> _Stated problem_:
Copy out all the lines exactly. Omit pictures.
++++
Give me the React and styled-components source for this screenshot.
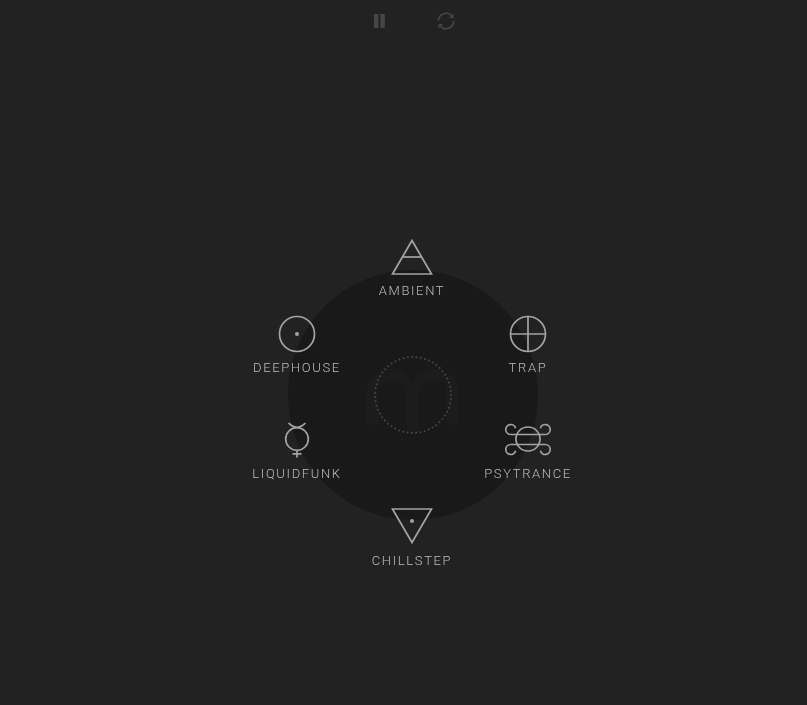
import React from "react";
import styled, { createGlobalStyle } from "styled-components";

const Global = createGlobalStyle`
  html, body { margin: 0; padding: 0; height: 100%; background: #222222; overflow: hidden; }
`;

const Page = styled.main`
  width: 807px;
  height: 705px;
  display: flex;
  flex-direction: column;
  align-items: center;
  background: #222222;
  font-family: "Roboto", "Liberation Sans", sans-serif;
`;

const Controls = styled.nav`
  width: 100%;
  height: 42px;
  display: flex;
  justify-content: center;
  align-items: center;
  gap: 44px;
  padding-left: 18px;
  box-sizing: border-box;
`;

const ControlButton = styled.button`
  width: 22px;
  height: 22px;
  padding: 0;
  border: 0;
  background: none;
  display: flex;
  align-items: center;
  justify-content: center;
  color: #464646;
`;

const Stage = styled.section`
  position: relative;
  width: 807px;
  flex: 1;
`;

const Disc = styled.div`
  position: absolute;
  left: 288px;
  top: 228px;
  width: 250px;
  height: 250px;
  border-radius: 50%;
  background: #191919;
  display: flex;
  align-items: center;
  justify-content: center;
`;

const Node = styled.button`
  position: absolute;
  left: ${(p) => p.$x - 60}px;
  top: ${(p) => p.$y}px;
  width: 120px;
  will-change: transform;
  padding: 0;
  border: 0;
  background: none;
  display: flex;
  flex-direction: column;
  align-items: center;
  gap: ${(p) => p.$gap}px;
  font-family: inherit;
`;

const Glyph = styled.svg`
  display: block;
  width: 48px;
  height: 40px;
  fill: none;
  stroke: #a3a3a3;
  stroke-width: 1.7;
`;

const Label = styled.span`
  font-size: 13px;
  font-weight: 300;
  line-height: 14px;
  letter-spacing: 1.65px;
  white-space: nowrap;
  color: #bcbcbc;
`;

const Dot = styled.circle`
  fill: #a3a3a3;
  stroke: none;
`;

const genres = [
  { name: "AMBIENT", x: 412, y: 196, gap: 6, icon: (
    <>
      <path d="M24 2.5 L43.5 36 H4.5 Z" />
      <path d="M14 19 H34" />
    </>
  ) },
  { name: "DEEPHOUSE", x: 297, y: 272, gap: 7, icon: (
    <>
      <circle cx="24" cy="20" r="17.5" />
      <Dot cx="24" cy="20" r="2" />
    </>
  ) },
  { name: "TRAP", x: 528, y: 272, gap: 7, icon: (
    <>
      <circle cx="24" cy="20" r="17.5" />
      <path d="M24 2.5 V37.5 M6.5 20 H41.5" />
    </>
  ) },
  { name: "LIQUIDFUNK", x: 297, y: 377, gap: 8, icon: (
    <>
      <circle cx="24" cy="20" r="11.3" />
      <path d="M15.5 4 Q19 7.8 24 8.5 Q29 7.8 32.5 4" />
      <path d="M24 31.3 V38.5 M19.5 34.8 H28.5" />
    </>
  ) },
  { name: "PSYTRANCE", x: 528, y: 377, gap: 8, icon: (
    <>
      <circle cx="24" cy="20" r="12" />
      <path d="M6.8 15.5 H41.2 M6.8 25.5 H41.2" />
      <path d="M6.8 15.5 A5 5 0 1 1 11.6 9.2" />
      <path d="M41.2 15.5 A5 5 0 1 0 36.4 9.2" />
      <path d="M6.8 25.5 A5 5 0 1 0 11.6 31.8" />
      <path d="M41.2 25.5 A5 5 0 1 1 36.4 31.8" />
    </>
  ) },
  { name: "CHILLSTEP", x: 412, y: 464, gap: 8, icon: (
    <>
      <path d="M4.5 3 H43.5 L24 36.5 Z" />
      <Dot cx="24" cy="15" r="2" />
    </>
  ) },
];

function Emblem() {
  return (
    <svg width="100" height="84" viewBox="0 0 100 84">
      <path d="M4 72 V38 C4 24 16 16 28 16 C38 16 46 22 50 30 C54 22 62 16 72 16 C84 16 96 24 96 38 V72 H84 V38 C84 32 78 28 72 28 C62 28 56 34 56 44 V80 H44 V44 C44 34 38 28 28 28 C22 28 16 32 16 38 V72 Z" fill="#1c1c1c" />
      <circle cx="50" cy="42" r="38" fill="none" stroke="#474747" strokeWidth="2" strokeLinecap="round" strokeDasharray="0 4.34" />
    </svg>
  );
}

export default function App() {
  return (
    <Page>
      <Global />
      <Controls>
        <ControlButton aria-label="Pause">
          <svg width="14" height="16" viewBox="0 0 14 16" fill="currentColor">
            <rect x="1" y="1" width="4.4" height="14" />
            <rect x="7.4" y="1" width="4.4" height="14" />
          </svg>
        </ControlButton>
        <ControlButton aria-label="Refresh">
          <svg width="22" height="22" viewBox="0 0 22 22" fill="none" stroke="currentColor" strokeWidth="1.7">
            <path d="M3.3 11 A7.8 7.8 0 0 1 16.5 5.5" />
            <path d="M18.7 11 A7.8 7.8 0 0 1 5.5 16.5" />
            <path d="M18.5 3.5 V8 H14 Z" fill="currentColor" stroke="none" />
            <path d="M3.5 18.5 V14 H8 Z" fill="currentColor" stroke="none" />
          </svg>
        </ControlButton>
      </Controls>
      <Stage>
        <Disc>
          <Emblem />
        </Disc>
        {genres.map((g) => (
          <Node key={g.name} $x={g.x} $y={g.y} $gap={g.gap}>
            <Glyph viewBox="0 0 48 40">{g.icon}</Glyph>
            <Label>{g.name}</Label>
          </Node>
        ))}
      </Stage>
    </Page>
  );
}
++++
> _Final answer_:
Give me the React and styled-components source for this screenshot.
import React from "react";
import styled, { createGlobalStyle } from "styled-components";

const Global = createGlobalStyle`
  html, body { margin: 0; padding: 0; height: 100%; background: #222222; overflow: hidden; }
`;

const Page = styled.main`
  width: 807px;
  height: 705px;
  display: flex;
  flex-direction: column;
  align-items: center;
  background: #222222;
  font-family: "Roboto", "Liberation Sans", sans-serif;
`;

const Controls = styled.nav`
  width: 100%;
  height: 42px;
  display: flex;
  justify-content: center;
  align-items: center;
  gap: 44px;
  padding-left: 18px;
  box-sizing: border-box;
`;

const ControlButton = styled.button`
  width: 22px;
  height: 22px;
  padding: 0;
  border: 0;
  background: none;
  display: flex;
  align-items: center;
  justify-content: center;
  color: #464646;
`;

const Stage = styled.section`
  position: relative;
  width: 807px;
  flex: 1;
`;

const Disc = styled.div`
  position: absolute;
  left: 288px;
  top: 228px;
  width: 250px;
  height: 250px;
  border-radius: 50%;
  background: #191919;
  display: flex;
  align-items: center;
  justify-content: center;
`;

const Node = styled.button`
  position: absolute;
  left: ${(p) => p.$x - 60}px;
  top: ${(p) => p.$y}px;
  width: 120px;
  will-change: transform;
  padding: 0;
  border: 0;
  background: none;
  display: flex;
  flex-direction: column;
  align-items: center;
  gap: ${(p) => p.$gap}px;
  font-family: inherit;
`;

const Glyph = styled.svg`
  display: block;
  width: 48px;
  height: 40px;
  fill: none;
  stroke: #a3a3a3;
  stroke-width: 1.7;
`;

const Label = styled.span`
  font-size: 13px;
  font-weight: 300;
  line-height: 14px;
  letter-spacing: 1.65px;
  white-space: nowrap;
  color: #bcbcbc;
`;

const Dot = styled.circle`
  fill: #a3a3a3;
  stroke: none;
`;

const genres = [
  { name: "AMBIENT", x: 412, y: 196, gap: 6, icon: (
    <>
      <path d="M24 2.5 L43.5 36 H4.5 Z" />
      <path d="M14 19 H34" />
    </>
  ) },
  { name: "DEEPHOUSE", x: 297, y: 272, gap: 7, icon: (
    <>
      <circle cx="24" cy="20" r="17.5" />
      <Dot cx="24" cy="20" r="2" />
    </>
  ) },
  { name: "TRAP", x: 528, y: 272, gap: 7, icon: (
    <>
      <circle cx="24" cy="20" r="17.5" />
      <path d="M24 2.5 V37.5 M6.5 20 H41.5" />
    </>
  ) },
  { name: "LIQUIDFUNK", x: 297, y: 377, gap: 8, icon: (
    <>
      <circle cx="24" cy="20" r="11.3" />
      <path d="M15.5 4 Q19 7.8 24 8.5 Q29 7.8 32.5 4" />
      <path d="M24 31.3 V38.5 M19.5 34.8 H28.5" />
    </>
  ) },
  { name: "PSYTRANCE", x: 528, y: 377, gap: 8, icon: (
    <>
      <circle cx="24" cy="20" r="12" />
      <path d="M6.8 15.5 H41.2 M6.8 25.5 H41.2" />
      <path d="M6.8 15.5 A5 5 0 1 1 11.6 9.2" />
      <path d="M41.2 15.5 A5 5 0 1 0 36.4 9.2" />
      <path d="M6.8 25.5 A5 5 0 1 0 11.6 31.8" />
      <path d="M41.2 25.5 A5 5 0 1 1 36.4 31.8" />
    </>
  ) },
  { name: "CHILLSTEP", x: 412, y: 464, gap: 8, icon: (
    <>
      <path d="M4.5 3 H43.5 L24 36.5 Z" />
      <Dot cx="24" cy="15" r="2" />
    </>
  ) },
];

function Emblem() {
  return (
    <svg width="100" height="84" viewBox="0 0 100 84">
      <path d="M4 72 V38 C4 24 16 16 28 16 C38 16 46 22 50 30 C54 22 62 16 72 16 C84 16 96 24 96 38 V72 H84 V38 C84 32 78 28 72 28 C62 28 56 34 56 44 V80 H44 V44 C44 34 38 28 28 28 C22 28 16 32 16 38 V72 Z" fill="#1c1c1c" />
      <circle cx="50" cy="42" r="38" fill="none" stroke="#474747" strokeWidth="2" strokeLinecap="round" strokeDasharray="0 4.34" />
    </svg>
  );
}

export default function App() {
  return (
    <Page>
      <Global />
      <Controls>
        <ControlButton aria-label="Pause">
          <svg width="14" height="16" viewBox="0 0 14 16" fill="currentColor">
            <rect x="1" y="1" width="4.4" height="14" />
            <rect x="7.4" y="1" width="4.4" height="14" />
          </svg>
        </ControlButton>
        <ControlButton aria-label="Refresh">
          <svg width="22" height="22" viewBox="0 0 22 22" fill="none" stroke="currentColor" strokeWidth="1.7">
            <path d="M3.3 11 A7.8 7.8 0 0 1 16.5 5.5" />
            <path d="M18.7 11 A7.8 7.8 0 0 1 5.5 16.5" />
            <path d="M18.5 3.5 V8 H14 Z" fill="currentColor" stroke="none" />
            <path d="M3.5 18.5 V14 H8 Z" fill="currentColor" stroke="none" />
          </svg>
        </ControlButton>
      </Controls>
      <Stage>
        <Disc>
          <Emblem />
        </Disc>
        {genres.map((g) => (
          <Node key={g.name} $x={g.x} $y={g.y} $gap={g.gap}>
            <Glyph viewBox="0 0 48 40">{g.icon}</Glyph>
            <Label>{g.name}</Label>
          </Node>
        ))}
      </Stage>
    </Page>
  );
}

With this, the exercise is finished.